Pastoral counseling is not a formally structured therapy. The structure of your sessions will depend on your needs, and sessions can often be somewhat informal discussions.

That said, pastoral counseling may follow these basic phases:

  1. Discussing challenges and setting goals: One way that pastoral counseling is different from regular clinical counseling is that you may already know your counselor from a religious context. But even if you already know your counselor, you’ll start by discussing why you’re seeking counseling and what you would like to get out of the process.
  2. Identifying plans for change: Once you’ve developed a rapport with your counselor and established some goals, you’ll work together to strategize about how to reach those goals. Often, these plans will draw on religious materials, community supports, your relationships with others, or a referral to another kind of mental health professional.
  3. Ongoing support: You might continue meeting with your pastoral counselor even after you’ve reached some or all of your goals. This can be a helpful way to maintain a supportive connection and practice continuing to draw on your religious values.

What happens in a typical pastoral counseling session?

Pastoral counseling can involve a wide range of activities, and they will vary depending on your religious tradition, your needs, and your counselor’s approach.

That said, a few common features include:

  • Discussion: Simply talking over what’s bothering you is a big part of pastoral counseling. You or your counselor may bring in religious and spiritual concepts to further this discussion. In some forms of pastoral counseling--for couples preparing for marriage, for example--your counselor may also guide you through exploring what your religion teaches about the situation you’re in.
  • Readings: Exploration of religious texts may be a component of some pastoral counseling.
  • Community involvement: It’s common for pastoral counselors to help you identify ways that your religious community can support you in reaching your goals. For example, they might recommend a prayer group where you can explore religious ideas with others.
  • Building support networks: Pastoral counseling can include sessions with individuals who are close to you, such as friends and family. In some cases, pastoral counseling might focus mostly on these relationships; couples counseling and family counseling can both take place with pastoral counselors.

Pastoral counselors are generally trained in recognizing warning signs of particular mental health issues, so they may also refer you to another professional if need be.

What should I look for in a Pastoral Counselor?

Pastoral counseling is somewhat unique in that many different kinds of professionals can be pastoral counselors.
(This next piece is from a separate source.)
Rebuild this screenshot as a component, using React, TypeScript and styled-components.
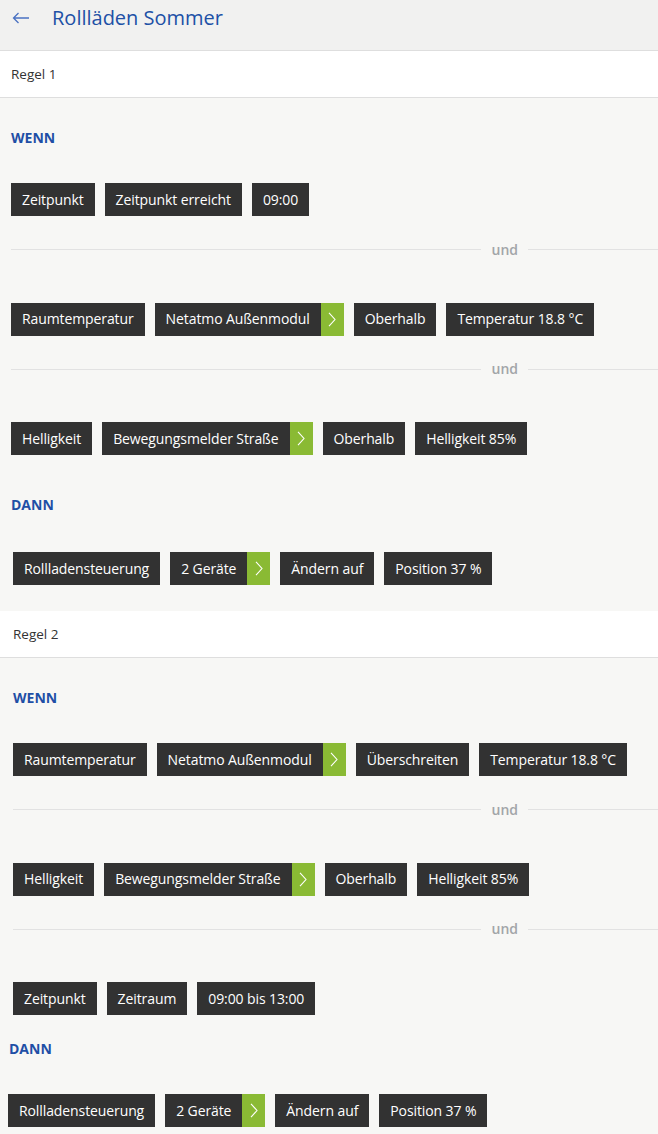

Generally, they need to have some training in mental health as well as a position within a religious community. For example, priests, rabbis, imams, and other religious leaders can all be pastoral counselors, provided that they have some mental health training. Some are also clinical mental health professionals like psychologists or social workers.

Many are Certified Pastoral Counselors, which is a certification granted by the American Association of Pastoral Counselors. To get this certification, counselors must be ordained in their religions, hold an advanced degree, and have extensive experience working as a counselor. Looking for a Certified Pastoral Counselor in your area is usually a good first step.

However, certification is not mandatory for pastoral counselors. Because of this, mental health training among pastoral counselors varies. If can’t find a certified counselor, make sure that you’re working with someone reputable by verifying their credentials online and/or getting recommendations from your community.

And remember, it’s important that you feel comfortable with your counselor, too! If you can, take the time to find a pastoral counselor who feels like a good fit for your unique needs and personality.